→ **TASK BRIEF**: Restate the data below word for word. Skip any images it contains.

** Begin **

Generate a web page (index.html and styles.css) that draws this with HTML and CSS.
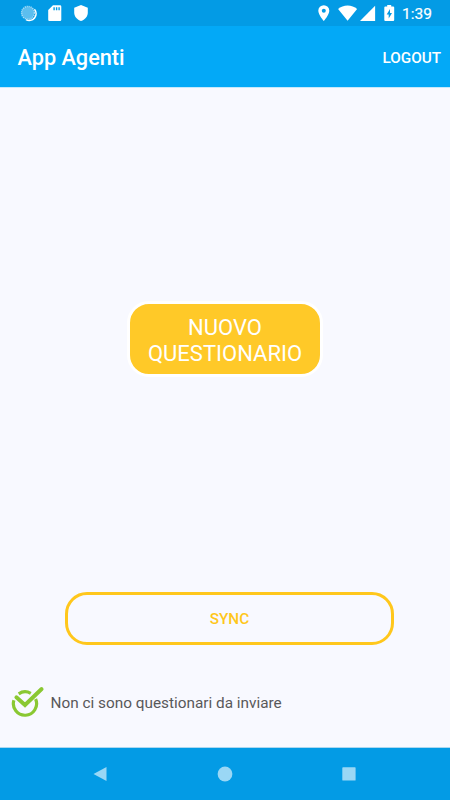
FILE: index.html
```html
<!DOCTYPE html>
<html lang="it">
<head>
    <meta charset="UTF-8">
    <meta name="viewport" content="width=device-width, initial-scale=1.0">
    <title>App Agenti</title>
    <link rel="stylesheet" href="styles.css">
</head>
<body>
    <div class="status-bar">
        <svg class="status-sync" width="17" height="17" viewBox="0 0 17 17">
            <path d="M14.4 4.2A6.800 6.800 0 0 1 6 14.600" fill="none" stroke="#fff" stroke-width="1.600"/>
            <circle cx="8" cy="7.800" r="6.300" fill="#5cbeef"/>
            <circle cx="8" cy="7.800" r="6.400" fill="none" stroke="#a5daf5" stroke-width="1.500" stroke-dasharray="1.200 .8"/>
        </svg>
        <svg class="status-sd" width="14" height="17" viewBox="0 0 14 17">
            <path d="M5 .2h7A1.300 1.300 0 0 1 13.300 1.500v13.200a1.300 1.300 0 0 1-1.300 1.300H1.500A1.300 1.300 0 0 1 .2 14.700V5z" fill="#fff"/>
            <path d="M6.100 2.200v3M8.600 2.200v3M11.100 2.200v3" stroke="#039be5" stroke-width="1.400"/>
        </svg>
        <svg class="status-shield" width="14" height="17" viewBox="0 0 14 17">
            <path d="M7 0l6.800 2.800v4.700c0 4-2.900 7.300-6.800 8.500C3.100 14.800.2 11.500.2 7.500V2.800z" fill="#fff"/>
        </svg>
        <div class="status-right">
            <svg width="12" height="17" viewBox="0 0 12 17">
                <path d="M5.800.2A5.500 5.500 0 0 0 .3 5.700C.3 9.800 5.800 16 5.800 16s5.500-6.200 5.500-10.300A5.500 5.500 0 0 0 5.800.2z" fill="#fff"/>
                <circle cx="5.800" cy="5.700" r="2" fill="#039be5"/>
            </svg>
            <svg class="status-wifi" width="20" height="17" viewBox="0 0 20 17">
                <path d="M9.600 15.800L.1 4.100C2.600 1.900 6 .6 9.600.6s7 1.300 9.500 3.500z" fill="#fff"/>
            </svg>
            <svg class="status-signal" width="16" height="17" viewBox="0 0 16 17">
                <path d="M15.100.8V16H0z" fill="#fff"/>
            </svg>
            <svg class="status-battery" width="11" height="17" viewBox="0 0 11 17">
                <path d="M3.200 0h4v1.600h2A1 1 0 0 1 10.200 2.600V15a1 1 0 0 1-1 1H1.300a1 1 0 0 1-1-1V2.600a1 1 0 0 1 1-1h1.900z" fill="#fff"/>
                <path d="M6 4L2.700 9.600h2v4L8 8h-2z" fill="#039be5"/>
            </svg>
            <span class="clock">1:39</span>
        </div>
    </div>
    <div class="header">
        <h1>App Agenti</h1>
        <button class="logout">LOGOUT</button>
    </div>
    <div class="container">
        <button class="new-button">NUOVO<br>QUESTIONARIO</button>
        <button class="sync-button">SYNC</button>
        <div class="message">
            <svg width="34" height="32" viewBox="0 0 34 32">
                <path d="M7.700 7.800A11.600 11.600 0 0 1 19.800 7.400M2.900 14.200A11.600 11.600 0 1 0 24.600 13" fill="none" stroke="#8ac832" stroke-width="3.200"/>
                <path d="M5.400 11.200L14 19L30.600 3" fill="none" stroke="#8ac832" stroke-width="3.900" stroke-linecap="round"/>
            </svg>
            <span>Non ci sono questionari da inviare</span>
        </div>
    </div>
    <div class="nav-bar">
        <svg width="14" height="16" viewBox="0 0 14 16"><path d="M13.500 1v14L.5 8z" fill="#9ad7f5"/></svg>
        <svg width="16" height="16" viewBox="0 0 16 16"><circle cx="8" cy="8" r="7.400" fill="#9ad7f5"/></svg>
        <svg width="14" height="16" viewBox="0 0 14 16"><rect x=".3" y="1.300" width="13.300" height="13.300" rx=".7" fill="#9ad7f5"/></svg>
    </div>
</body>
</html>
```
FILE: styles.css
```css
* { box-sizing: border-box; }
body { font-family: Roboto, sans-serif; margin: 0; height: 100vh; display: flex; flex-direction: column; background: #f8f9ff; overflow: hidden; }
svg { display: block; flex: none; }
button { font-family: inherit; padding: 0; cursor: pointer; }

.status-bar { height: 26px; flex: none; display: flex; align-items: flex-start; padding: 5px 17px 0 20px; background: #039be5; }
.status-sd { margin-left: 11px; }
.status-shield { margin-left: 12px; }
.status-right { display: flex; margin-left: auto; }
.status-wifi { margin-left: 8px; }
.status-signal { margin-left: 2px; }
.status-battery { margin-left: 8px; }
.clock { width: 31px; margin-left: 7px; color: white; font-size: 15.5px; font-weight: 400; -webkit-text-stroke: 0.2px white; line-height: 18px; white-space: nowrap; }

.header { height: 62px; flex: none; display: flex; align-items: center; justify-content: space-between; padding: 3px 9px 0 17.5px; background: #03a9f7; border-bottom: 1px solid #c5e9fc; }
.header h1 { margin: 0; color: white; font-size: 21.7px; font-weight: 500; line-height: 26px; }
.logout { border: none; background: none; color: white; font-size: 15.3px; font-weight: 500; }

.container { flex: 1; display: flex; flex-direction: column; align-items: center; padding-top: 213px; }
.new-button { width: 196px; height: 76px; padding-top: 3px; border: 3px solid white; border-radius: 22px; background: #ffc928; color: white; font-size: 22px; line-height: 26px; }
.sync-button { width: 329px; height: 53px; margin: 215px 0 0 9px; padding-top: 1px; border: 3px solid #ffc71c; border-radius: 22px; background: none; color: #ffc71c; font-size: 15.3px; font-weight: 500; }
.message { width: 100%; display: flex; align-items: center; gap: 5.5px; margin-top: 41px; padding-left: 11px; color: #58585a; font-size: 15.35px; }
.message span { padding-top: 2px; }

.nav-bar { height: 53px; flex: none; display: flex; align-items: center; justify-content: space-between; padding: 0 94px 0 93px; background: #039be5; border-top: 1px solid #acd8f0; }
```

** End **

→ **RESPONSE TO THIS EXERCISE**:
Generate a web page (index.html and styles.css) that draws this with HTML and CSS.
FILE: index.html
```html
<!DOCTYPE html>
<html lang="it">
<head>
    <meta charset="UTF-8">
    <meta name="viewport" content="width=device-width, initial-scale=1.0">
    <title>App Agenti</title>
    <link rel="stylesheet" href="styles.css">
</head>
<body>
    <div class="status-bar">
        <svg class="status-sync" width="17" height="17" viewBox="0 0 17 17">
            <path d="M14.4 4.2A6.800 6.800 0 0 1 6 14.600" fill="none" stroke="#fff" stroke-width="1.600"/>
            <circle cx="8" cy="7.800" r="6.300" fill="#5cbeef"/>
            <circle cx="8" cy="7.800" r="6.400" fill="none" stroke="#a5daf5" stroke-width="1.500" stroke-dasharray="1.200 .8"/>
        </svg>
        <svg class="status-sd" width="14" height="17" viewBox="0 0 14 17">
            <path d="M5 .2h7A1.300 1.300 0 0 1 13.300 1.500v13.200a1.300 1.300 0 0 1-1.300 1.300H1.500A1.300 1.300 0 0 1 .2 14.700V5z" fill="#fff"/>
            <path d="M6.100 2.200v3M8.600 2.200v3M11.100 2.200v3" stroke="#039be5" stroke-width="1.400"/>
        </svg>
        <svg class="status-shield" width="14" height="17" viewBox="0 0 14 17">
            <path d="M7 0l6.800 2.800v4.700c0 4-2.900 7.300-6.800 8.500C3.100 14.800.2 11.500.2 7.500V2.800z" fill="#fff"/>
        </svg>
        <div class="status-right">
            <svg width="12" height="17" viewBox="0 0 12 17">
                <path d="M5.800.2A5.500 5.500 0 0 0 .3 5.700C.3 9.800 5.800 16 5.800 16s5.500-6.200 5.500-10.300A5.500 5.500 0 0 0 5.800.2z" fill="#fff"/>
                <circle cx="5.800" cy="5.700" r="2" fill="#039be5"/>
            </svg>
            <svg class="status-wifi" width="20" height="17" viewBox="0 0 20 17">
                <path d="M9.600 15.800L.1 4.100C2.600 1.900 6 .6 9.600.6s7 1.300 9.500 3.500z" fill="#fff"/>
            </svg>
            <svg class="status-signal" width="16" height="17" viewBox="0 0 16 17">
                <path d="M15.100.8V16H0z" fill="#fff"/>
            </svg>
            <svg class="status-battery" width="11" height="17" viewBox="0 0 11 17">
                <path d="M3.200 0h4v1.600h2A1 1 0 0 1 10.200 2.600V15a1 1 0 0 1-1 1H1.300a1 1 0 0 1-1-1V2.600a1 1 0 0 1 1-1h1.900z" fill="#fff"/>
                <path d="M6 4L2.700 9.600h2v4L8 8h-2z" fill="#039be5"/>
            </svg>
            <span class="clock">1:39</span>
        </div>
    </div>
    <div class="header">
        <h1>App Agenti</h1>
        <button class="logout">LOGOUT</button>
    </div>
    <div class="container">
        <button class="new-button">NUOVO<br>QUESTIONARIO</button>
        <button class="sync-button">SYNC</button>
        <div class="message">
            <svg width="34" height="32" viewBox="0 0 34 32">
                <path d="M7.700 7.800A11.600 11.600 0 0 1 19.800 7.400M2.900 14.200A11.600 11.600 0 1 0 24.600 13" fill="none" stroke="#8ac832" stroke-width="3.200"/>
                <path d="M5.400 11.200L14 19L30.600 3" fill="none" stroke="#8ac832" stroke-width="3.900" stroke-linecap="round"/>
            </svg>
            <span>Non ci sono questionari da inviare</span>
        </div>
    </div>
    <div class="nav-bar">
        <svg width="14" height="16" viewBox="0 0 14 16"><path d="M13.500 1v14L.5 8z" fill="#9ad7f5"/></svg>
        <svg width="16" height="16" viewBox="0 0 16 16"><circle cx="8" cy="8" r="7.400" fill="#9ad7f5"/></svg>
        <svg width="14" height="16" viewBox="0 0 14 16"><rect x=".3" y="1.300" width="13.300" height="13.300" rx=".7" fill="#9ad7f5"/></svg>
    </div>
</body>
</html>
```
FILE: styles.css
```css
* { box-sizing: border-box; }
body { font-family: Roboto, sans-serif; margin: 0; height: 100vh; display: flex; flex-direction: column; background: #f8f9ff; overflow: hidden; }
svg { display: block; flex: none; }
button { font-family: inherit; padding: 0; cursor: pointer; }

.status-bar { height: 26px; flex: none; display: flex; align-items: flex-start; padding: 5px 17px 0 20px; background: #039be5; }
.status-sd { margin-left: 11px; }
.status-shield { margin-left: 12px; }
.status-right { display: flex; margin-left: auto; }
.status-wifi { margin-left: 8px; }
.status-signal { margin-left: 2px; }
.status-battery { margin-left: 8px; }
.clock { width: 31px; margin-left: 7px; color: white; font-size: 15.5px; font-weight: 400; -webkit-text-stroke: 0.2px white; line-height: 18px; white-space: nowrap; }

.header { height: 62px; flex: none; display: flex; align-items: center; justify-content: space-between; padding: 3px 9px 0 17.5px; background: #03a9f7; border-bottom: 1px solid #c5e9fc; }
.header h1 { margin: 0; color: white; font-size: 21.7px; font-weight: 500; line-height: 26px; }
.logout { border: none; background: none; color: white; font-size: 15.3px; font-weight: 500; }

.container { flex: 1; display: flex; flex-direction: column; align-items: center; padding-top: 213px; }
.new-button { width: 196px; height: 76px; padding-top: 3px; border: 3px solid white; border-radius: 22px; background: #ffc928; color: white; font-size: 22px; line-height: 26px; }
.sync-button { width: 329px; height: 53px; margin: 215px 0 0 9px; padding-top: 1px; border: 3px solid #ffc71c; border-radius: 22px; background: none; color: #ffc71c; font-size: 15.3px; font-weight: 500; }
.message { width: 100%; display: flex; align-items: center; gap: 5.5px; margin-top: 41px; padding-left: 11px; color: #58585a; font-size: 15.35px; }
.message span { padding-top: 2px; }

.nav-bar { height: 53px; flex: none; display: flex; align-items: center; justify-content: space-between; padding: 0 94px 0 93px; background: #039be5; border-top: 1px solid #acd8f0; }
```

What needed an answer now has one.